Poi chiaro, prima degli anni ottanta con Godard, Schlondorff e Jacques Deray, Delon finisce nel gorgo dell’omicidio di Anton Markovic, la sua guardia del corpo uccisa nel 1968 da qualcuno che tutt’ora risulta ignoto.
Per quell’occasione nefasta si scoprì che Delon era intimo amico di Francois Marcantoni, colui che venne subito additato come colpevole (e scagionato nel ’76). In mezzo sembrava ci fossero foto compromettenti della moglie dell’allora primo ministro George Pompidou. Marcantoni venne dipinto come un delinquente senza scrupoli anche se si venne poi a sapere che nel ‘43 aveva fatto la Resistenza ed era stato pure torturato dalla Gestapo. Marcantoni del resto era amico fraterno anche di “Bebel” Belmondo. Fatecelo ricordare, allora, il misogino, razzista e omofobo Delon 83enne mentre abbraccia e sbaciucchia i suoi cani. Dieci, venti, trenta.

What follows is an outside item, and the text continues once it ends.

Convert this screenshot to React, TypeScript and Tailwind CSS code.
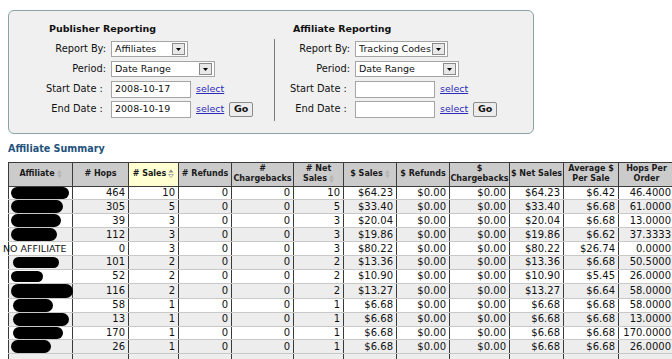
import React from "react";

const F = "font-['DejaVu_Sans',Verdana,sans-serif]";

function Caret() {
  return (
    <span className="flex h-[12px] w-[13px] shrink-0 items-center justify-center border border-[#8a8a8a] bg-[#e8e8e8]">
      <svg width="5" height="3" viewBox="0 0 5 3"><path d="M0 0h5L2.5 3z" fill="#000" /></svg>
    </span>
  );
}

function Select({ text, w }: { text: string; w: string }) {
  return (
    <div className={`flex h-[16px] items-center justify-between border border-[#a5a5a5] bg-white pl-[3px] pr-[2px] ${w}`}>
      <span className="whitespace-nowrap text-[9.5px] leading-none text-[#111]">{text}</span>
      <Caret />
    </div>
  );
}

function Input({ value }: { value?: string }) {
  return (
    <div className="flex h-[17px] w-[80px] items-center border border-[#a5a5a5] bg-white pl-[3px] text-[9.5px] leading-none text-[#111]">
      {value}
    </div>
  );
}

function Link() {
  return <span className="ml-[5px] text-[9.5px] leading-none text-[#2c2cb8] underline">select</span>;
}

function Go() {
  return (
    <span className="ml-[5px] flex h-[15px] w-[24px] items-center justify-center rounded-[2px] border border-[#8c8c8c] bg-[#ececec] text-[9.5px] font-bold leading-none text-[#111]">
      Go
    </span>
  );
}

function Section({ title, sel1, sel1w, start, end }: { title: string; sel1: string; sel1w: string; start?: string; end?: string }) {
  const Row = ({ label, children }: { label: string; children: React.ReactNode }) => (
    <div className="flex h-[20px] items-center">
      <div className="w-[70px] whitespace-pre text-right text-[9.8px] leading-none text-[#111]">{label}</div>
      <div className="ml-[5px] flex items-center">{children}</div>
    </div>
  );
  return (
    <div className="flex flex-col">
      <div className="ml-[13px] h-[11px] whitespace-nowrap text-[9.5px] font-bold leading-[11px] text-[#111]">{title}</div>
      <div className="mt-[5px] flex flex-col">
        <Row label="Report By:"><Select text={sel1} w={sel1w} /></Row>
        <Row label="Period:"><Select text="Date Range" w="w-[104px]" /></Row>
        <Row label={"Start Date :\u00a0"}><Input value={start} /><Link /></Row>
        <Row label={"End Date :\u00a0"}><Input value={end} /><Link /><Go /></Row>
      </div>
    </div>
  );
}

type R = { blob?: [number, number, number]; name?: string; v: (string | number)[] };
const rows: R[] = [
  { blob: [2, 58, 13], v: [464, 10, 0, 0, 10, "$64.23", "$0.00", "$0.00", "$64.23", "$6.42", "46.4000"] },
  { blob: [2, 52, 14], v: [305, 5, 0, 0, 5, "$33.40", "$0.00", "$0.00", "$33.40", "$6.68", "61.0000"] },
  { blob: [2, 50, 14], v: [39, 3, 0, 0, 3, "$20.04", "$0.00", "$0.00", "$20.04", "$6.68", "13.0000"] },
  { blob: [2, 46, 14], v: [112, 3, 0, 0, 3, "$19.86", "$0.00", "$0.00", "$19.86", "$6.62", "37.3333"] },
  { name: "NO AFFILIATE", v: [0, 3, 0, 0, 3, "$80.22", "$0.00", "$0.00", "$80.22", "$26.74", "0.0000"] },
  { blob: [4, 46, 12], v: [101, 2, 0, 0, 2, "$13.36", "$0.00", "$0.00", "$13.36", "$6.68", "50.5000"] },
  { blob: [2, 32, 12], v: [52, 2, 0, 0, 2, "$10.90", "$0.00", "$0.00", "$10.90", "$5.45", "26.0000"] },
  { blob: [2, 62, 15], v: [116, 2, 0, 0, 2, "$13.27", "$0.00", "$0.00", "$13.27", "$6.64", "58.0000"] },
  { blob: [4, 40, 14], v: [58, 1, 0, 0, 1, "$6.68", "$0.00", "$0.00", "$6.68", "$6.68", "58.0000"] },
  { blob: [4, 56, 14], v: [13, 1, 0, 0, 1, "$6.68", "$0.00", "$0.00", "$6.68", "$6.68", "13.0000"] },
  { blob: [4, 50, 13], v: [170, 1, 0, 0, 1, "$6.68", "$0.00", "$0.00", "$6.68", "$6.68", "170.0000"] },
  { blob: [2, 40, 14], v: [26, 1, 0, 0, 1, "$6.68", "$0.00", "$0.00", "$6.68", "$6.68", "26.0000"] },
];

const widths = [64, 56, 50, 53, 62, 50, 53, 53, 60, 54, 55, 56];

function FaintSort() {
  return (
    <svg width="5" height="8" viewBox="0 0 5 8" className="ml-[2px] inline-block align-middle opacity-20">
      <path d="M0 3.5L2.5 0L5 3.5z M0 4.5L2.5 8L5 4.5z" fill="#555" />
    </svg>
  );
}

function H({ children, sorted }: { children: React.ReactNode; sorted?: boolean }) {
  return (
    <th className={`h-[23.5px] whitespace-nowrap border border-[#3c3c3c] px-0 py-0 text-center align-middle text-[8px] font-bold leading-[10px] text-[#1a1a1a] ${sorted ? "bg-[#ffffd2]" : "bg-[#cbcbcb]"}`}>
      {children}
    </th>
  );
}

const tdBase = "h-[13.8px] whitespace-nowrap border-x border-x-[#3a3a3a] border-y border-y-[#c8c8c8] py-0 leading-[12px] text-[#111]";

export default function App() {
  return (
    <div className={`h-[359px] w-[672px] overflow-hidden bg-white ${F}`}>
      <div className="ml-[8px] mt-[10px] flex h-[124px] w-[526px] rounded-[6px] border border-[#8aa3a6] bg-[#f0f0f0] pt-[12px]">
        <div className="w-[265px] pl-[27px]">
          <Section title="Publisher Reporting" sel1="Affiliates" sel1w="w-[77px]" start="2008-10-17" end="2008-10-19" />
        </div>
        <div className="mt-[16px] h-[82px] w-px bg-[#7a7a7a]" />
        <div className="pl-[5px]">
          <Section title="Affiliate Reporting" sel1="Tracking Codes" sel1w="w-[93px]" />
        </div>
      </div>
      <div className="ml-[8px] mt-[9px] h-[12px] text-[9.6px] font-bold leading-[12px] text-[#23527c]">Affiliate Summary</div>
      <table className="ml-[8px] mt-[7px] table-fixed border-collapse" style={{ width: widths.reduce((a, b) => a + b, 0) }}>
        <colgroup>
          {widths.map((w, i) => <col key={i} style={{ width: w }} />)}
        </colgroup>
        <thead>
          <tr>
            <H>Affiliate<FaintSort /></H>
            <H># Hops</H>
            <H sorted>
              # Sales
              <svg width="6" height="9" viewBox="0 0 6 9" className="ml-[2px] inline-block align-middle">
                <path d="M0.5 3.5L3 0.5L5.5 3.5z" fill="#8a8a8a" />
                <path d="M0.5 5.5L3 8.5L5.5 5.5z" fill="none" stroke="#9a9a9a" strokeWidth="0.8" />
              </svg>
            </H>
            <H># Refunds</H>
            <H>#<br />Chargebacks</H>
            <H># Net<br />Sales<FaintSort /></H>
            <H>$ Sales<FaintSort /></H>
            <H>$ Refunds</H>
            <H>$<br />Chargebacks</H>
            <H>$ Net Sales</H>
            <H>Average $<br />Per Sale</H>
            <H>Hops Per<br />Order</H>
          </tr>
        </thead>
        <tbody>
          {rows.map((r, i) => (
            <tr key={i} className={i % 2 === 1 ? "bg-[#ededed]" : "bg-white"}>
              <td className={`${tdBase} overflow-visible p-0 text-left text-[9.5px]`}>
                {r.name ? (
                  <span className="-ml-[6px]">{r.name}</span>
                ) : (
                  <span
                    className="inline-block rounded-full bg-black align-middle"
                    style={{ marginLeft: r.blob![0], width: r.blob![1], height: r.blob![2] - 1 }}
                  />
                )}
              </td>
              {r.v.map((c, j) => (
                <td key={j} className={`${tdBase} pl-0 pr-[3px] text-right text-[10px]`}>
                  {c}
                </td>
              ))}
            </tr>
          ))}
          <tr className="bg-[#ededed]">
            {widths.map((_, j) => (
              <td key={j} className={`${tdBase} p-0`} />
            ))}
          </tr>
        </tbody>
      </table>
    </div>
  );
}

La carica dei 101. Trentacinque il numero delle lapidi dei cani sepolti tra i 58 ettari della sua splendida tenuta a Douchy nel Loiret. Alain, oggi malato di cuore, piuttosto triste e solitario, ha anche detto che vorrà essere inumato nella cappella di fianco a loro. E che il piccolo Loubo dovrà morire tra le sue braccia con profondo sconforto degli animalisti. “Se muoio prima io lo farò sopprimere, voglio che muoia con me”. Il cinema l’ha salvato dalla morte, ha spesso raccontato Delon. Speriamo allora che attenda ancora un po’.
Magari in attesa del film definitivo, quello dell’addio che ancora non c’è stato. Oltre le polemiche idiote c’è un attore inimitabile. Lasciatecelo guardare e ricordare soprattutto quando in primo piano fissa stringendo un po’ quegli occhi glaciali la cinecamera. È storia del cinema scolpita nella memoria.